Innanzitutto chiariamo una cosa: la nostra critica non è sul versante politico, ma su quello della poesia e, in particolare, sulla cattiva considerazione che ha di Leopardi, un poeta, che -come anche lei ricorda- ha avuto molto a che fare, nella sua breve vita, con la Campania.
E’ un errore grave, sig. De Luca (una volta ci chiamavamo compagni, ma i tempi e le frequentazioni -nella sua coalizione abbiamo appreso sono entrati certi “soci” di estrema destra- ci invitano ad una certa prudenza), è un errore grave -dicevamo- usare l’aggettivo “leopardiano” per indicare un’opposizione che, per così dire, “ama i deserti” (vedi l’intervista alla trasmissione “in 1/2 ora” di Lucia Annunziata, Rai tre, 7 giugno 2015), citando, a nostro parere a sproposito, “La ginestra”.
La domanda che ci viene spontanea è chi è quel professore che l’ha introdotto alla conoscenza del poeta, crediamo nei suoi studi liceali.
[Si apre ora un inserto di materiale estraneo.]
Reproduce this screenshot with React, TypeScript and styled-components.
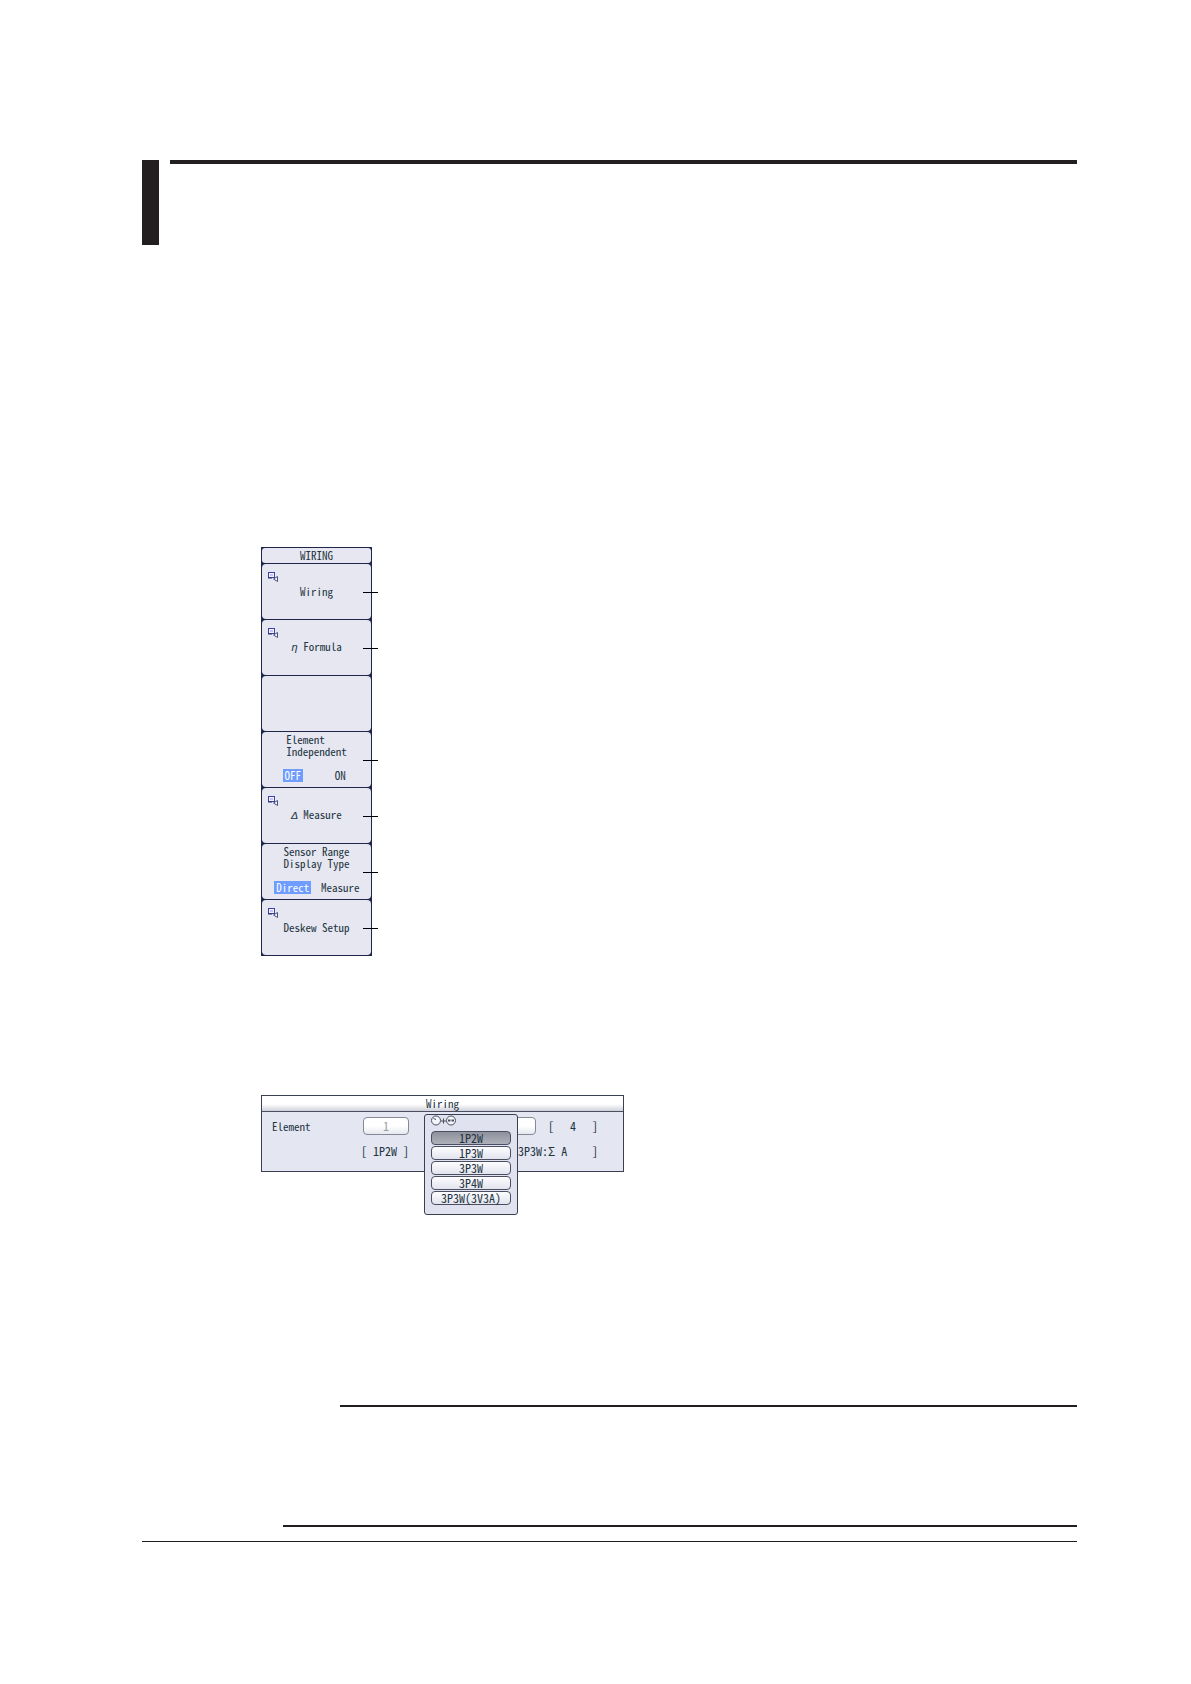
import React, { useState } from "react";
import styled, { createGlobalStyle, css } from "styled-components";

const ink = "#231f20";
const frame = "#20264a";
const panel = "#e6e7f0";
const label = "#223341";
const highlight = "#6f9cff";

const GlobalStyle = createGlobalStyle`
  *, *::before, *::after { box-sizing: border-box; }
  body {
    margin: 0;
    background: #fff;
    color: ${label};
    font-family: "Noto Sans Mono CJK JP", "Noto Sans CJK JP", "Liberation Sans", sans-serif;
  }
  button, input { font: inherit; color: inherit; }
`;

const Page = styled.main`
  padding: 160px 114px 142px 142px;
`;

const ChapterHead = styled.header`
  display: grid;
  grid-template-columns: 17px 1fr;
  gap: 11px;
`;

const ChapterBar = styled.div`
  height: 85px;
  background: ${ink};
`;

const Rule = styled.hr<{ $weight: number; $indent?: number }>`
  height: ${(p) => p.$weight}px;
  margin: 0 0 0 ${(p) => p.$indent ?? 0}px;
  border: 0;
  background: ${ink};
`;

const Figure = styled.figure<{ $space: number }>`
  display: flex;
  margin: ${(p) => p.$space}px 0 0 119px;
`;

const Note = styled.section`
  display: grid;
  gap: 118px;
  margin: 233px 0 14px;
`;

const Menu = styled.nav`
  display: grid;
  gap: 1px;
  width: 111px;
  padding: 1px;
  background: ${frame};
  font-size: 11px;
  line-height: 12px;
`;

const MenuTitle = styled.h2`
  margin: 0;
  border-radius: 3px;
  background: ${panel};
  font: inherit;
  line-height: 15px;
  text-align: center;
`;

const cell = css`
  position: relative;
  height: 55px;
  border: 0;
  border-radius: 4px;
  background: ${panel};
`;

const SoftKey = styled.button`
  ${cell}
  padding: 0 0 2px;
  text-align: center;
  white-space: pre;
`;

const BlankKey = styled.div`
  ${cell}
`;

const ToggleKey = styled.div`
  ${cell}
  display: flex;
  flex-direction: column;
  align-items: center;
  justify-content: space-between;
  padding: 1px 7px 5px;
`;

const ToggleName = styled.span`
  white-space: pre-line;
`;

const Options = styled.div`
  display: grid;
  grid-template-columns: 1fr 1fr;
  justify-items: center;
  align-self: stretch;
`;

const Option = styled.label<{ $on: boolean }>`
  padding: 0 2px;
  line-height: 13px;
  color: ${(p) => (p.$on ? "#fff" : label)};
  background: ${(p) => (p.$on ? highlight : "transparent")};
`;

const HiddenRadio = styled.input`
  position: absolute;
  opacity: 0;
  pointer-events: none;
`;

const Leader = styled.span`
  position: absolute;
  top: 28px;
  right: -7px;
  width: 15px;
  height: 1px;
  background: #000;
`;

const Corner = styled.svg`
  position: absolute;
  top: 7px;
  left: 5px;
`;

const Symbol = styled.i`
  font-family: "Liberation Mono", monospace;
  line-height: 1;
`;

const Dialog = styled.section`
  position: relative;
  width: 363px;
  border: 1px solid #3b3f52;
  background: #e4e6f1;
  font-size: 12px;
  line-height: 16px;
`;

const DialogTitle = styled.h2`
  margin: 0;
  border-bottom: 1px solid #4a4e5e;
  background: linear-gradient(#fff 55%, #cfd1da);
  font-size: 11px;
  font-weight: 400;
  line-height: 15px;
  text-align: center;
`;

const Fields = styled.div`
  display: grid;
  grid-template-columns: 89px 127px 46px 1fr;
  align-items: center;
  row-gap: 8px;
  padding: 5px 25px 12px 10px;
`;

const FieldName = styled.span`
  font-size: 11px;
`;

const Assigned = styled.span`
  grid-column: 2;
  white-space: pre;
`;

const Bracketed = styled.span<{ $wide?: boolean }>`
  grid-column: ${(p) => (p.$wide ? "3 / 5" : "4")};
  display: flex;
  justify-content: space-between;
  padding-left: ${(p) => (p.$wide ? 30 : 14)}px;
`;

const ElementButton = styled.button`
  width: 46px;
  height: 18px;
  margin-left: 2px;
  padding: 0;
  border: 1px solid #858997;
  border-radius: 4px;
  background: linear-gradient(#fff 50%, #e6e8ee);
  color: #9a9daa;
  line-height: 14px;
`;

const Popup = styled.div`
  position: absolute;
  top: 18px;
  left: 162px;
  display: flex;
  flex-direction: column;
  gap: 3px;
  width: 94px;
  height: 101px;
  padding: 0 6px;
  border: 1px solid #3b3f52;
  border-radius: 3px;
  background: #e0e3ef;
`;

const Choices = styled.div`
  display: grid;
  gap: 1px;
`;

const Choice = styled.button<{ $on: boolean }>`
  height: 14px;
  padding: 0;
  border: 1px solid #4a4e60;
  border-radius: 4px;
  background: ${(p) =>
    p.$on ? "linear-gradient(#8e909b, #aeb0ba)" : "linear-gradient(#fdfdff, #e2e4ee)"};
  line-height: 12px;
`;

const MenuIcon = () => (
  <Corner width="13" height="13" viewBox="0 0 13 13" fill="none" aria-hidden="true">
    <rect x="1.500" y="1.500" width="6" height="5" fill="#f2f2fb" stroke="#3f3fa8" />
    <path d="M3 4h3" stroke="#9a9ad8" />
    <path d="M1 7h4" stroke="#2d2d80" />
    <path d="M10.500 5.500v5l-4-2.500z" fill="#f2f2fb" stroke="#50547c" />
  </Corner>
);

const KnobIcon = () => (
  <svg width="30" height="13" viewBox="4 1 30 13" fill="none" stroke="#4a4e5e" aria-hidden="true">
    <circle cx="9" cy="6.500" r="4.500" fill="#f4f5fa" />
    <path d="M6.500 4.500l2.500 1" />
    <path d="M14 7h5M16.500 4.500v5" />
    <circle cx="24" cy="6.500" r="4.500" fill="#f4f5fa" />
    <path d="M21 6.500h2.500M24.500 6.500h2.500" strokeWidth="2" />
  </svg>
);

type ToggleProps = { name: string; group: string; options: string[] };

function Toggle({ name, group, options }: ToggleProps) {
  const [value, setValue] = useState(options[0]);
  return (
    <ToggleKey role="radiogroup" aria-labelledby={group}>
      <ToggleName id={group}>{name}</ToggleName>
      <Options>
        {options.map((o) => (
          <Option key={o} $on={o === value}>
            <HiddenRadio type="radio" name={group} checked={o === value} onChange={() => setValue(o)} />
            {o}
          </Option>
        ))}
      </Options>
      <Leader />
    </ToggleKey>
  );
}

function Key({ children }: { children: React.ReactNode }) {
  return (
    <SoftKey type="button">
      <MenuIcon />
      {children}
      <Leader />
    </SoftKey>
  );
}

const wirings = ["1P2W", "1P3W", "3P3W", "3P4W", "3P3W(3V3A)"];

export default function App() {
  const [wiring, setWiring] = useState(wirings[0]);
  return (
    <Page>
      <GlobalStyle />
      <ChapterHead>
        <ChapterBar />
        <Rule $weight={4} />
      </ChapterHead>

      <Figure $space={302}>
        <Menu>
          <MenuTitle>WIRING</MenuTitle>
          <Key>Wiring</Key>
          <Key><Symbol>η</Symbol> Formula</Key>
          <BlankKey />
          <Toggle name={"Element\nIndependent"} group="independent" options={["OFF", "ON"]} />
          <Key><Symbol>Δ</Symbol> Measure</Key>
          <Toggle name={"Sensor Range\nDisplay Type"} group="sensor" options={["Direct", "Measure"]} />
          <Key>Deskew Setup</Key>
        </Menu>
      </Figure>

      <Figure $space={139}>
        <Dialog>
          <DialogTitle>Wiring</DialogTitle>
          <Fields>
            <FieldName>Element</FieldName>
            <ElementButton type="button">1</ElementButton>
            <ElementButton type="button" aria-label="Element group" />
            <Bracketed>
              <span>[</span>
              <span>4</span>
              <span>]</span>
            </Bracketed>
            <Assigned>[ 1P2W ]</Assigned>
            <Bracketed $wide>
              <span>3P3W:Σ A</span>
              <span>]</span>
            </Bracketed>
          </Fields>
          <Popup>
            <KnobIcon />
            <Choices>
              {wirings.map((w) => (
                <Choice key={w} type="button" $on={w === wiring} onClick={() => setWiring(w)}>
                  {w}
                </Choice>
              ))}
            </Choices>
          </Popup>
        </Dialog>
      </Figure>

      <Note>
        <Rule $weight={2} $indent={198} />
        <Rule $weight={2} $indent={141} />
      </Note>
      <Rule $weight={1} />
    </Page>
  );
}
Probabilmente di Leopardi ne è stato presentato un ritratto molto stereotipato: il pessimismo dell’infelice, in quanto deformato dalla sua malattia, che vede il mondo, quindi, con queste lenti scure, che ama isolarsi, che ama il deserto ecc.
Se si è fermato a questo, come la battuta in televisione suggerisce, è evidente che lei Leopardi non lo conosce davvero.
Approfitto, quindi, di questa occasione per fare -in maniera molto sintetica- degli accenni ad altri aspetti molto importanti della sua poesia e delle sue convinzioni.
Innanzitutto Leopardi era, nonostante la sua condizione fisica, amante della natura e della sua bellezza.
Voglio citare, ad esempio, “La sera del dì di festa”. Certo il tema di questo “canto” è “l’infelicità del poeta e il suo senso di esclusione alle gioie della giovinezza e il distruttivo passare del tempo che annienta ogni opera umana”.
Ma non bastano queste considerazioni ad appannarne l’inizio, tutto musica ed incanto:
LA SERA DEL DÍ DI FESTA
Dolce e chiara è la notte e senza vento,
e queta sovra i tetti e in mezzo agli orti
posa la luna, e di lontan rivela
serena ogni montagna. O donna mia,
5giá tace ogni sentiero, e pei balconi
rara traluce la notturna lampa:
tu dormi, ché t’accolse agevol sonno…
Andando, poi, all’analisi de “La ginestra”, certamente qui la natura è vista come matrigna e certamente c’è un grande contraddizione con il brano citato sopra: la lava del Vesuvio distrugge quanto l’uomo ha costruito in centinaia di anni con una potenza, alla quale l’uomo sembra non poter far fronte.
Ma, se leggiamo la poesia fino in fondo, non emerge affatto un desiderio di “distruzione e di deserto”, ma, invece, un appello alla fraternità e alla solidarietà tra gli uomini, proprio perchè devono affrontare forze troppo superiori alla singola comunità. Un messaggio, quindi, che, se attualizzato, non dovrebbe essere distante da un movimento o un partito che si senta e si voglia dichiarare “di sinistra”.
Infine un piccolo consiglio: la lettura di una breve “operetta morale”, Dialogo di un venditore d’almanacchi e di un passeggere.
E’ un buon un antidoto rispetto a tutti quei politici che promettono novità, ma senza chiarirne i contenuti: l’anno nuovo in quanto tale è sempre migliore del precedente, dice il venditore di almanacchi. L’analisi a posteriore si incarica, purtroppo, di smentire, troppo spesso, questa affermazione e di svelare l’ingenuità di questa convinzione.
Una lettura serale di questa “operetta morale” gioverebbe a tutti, politici e non.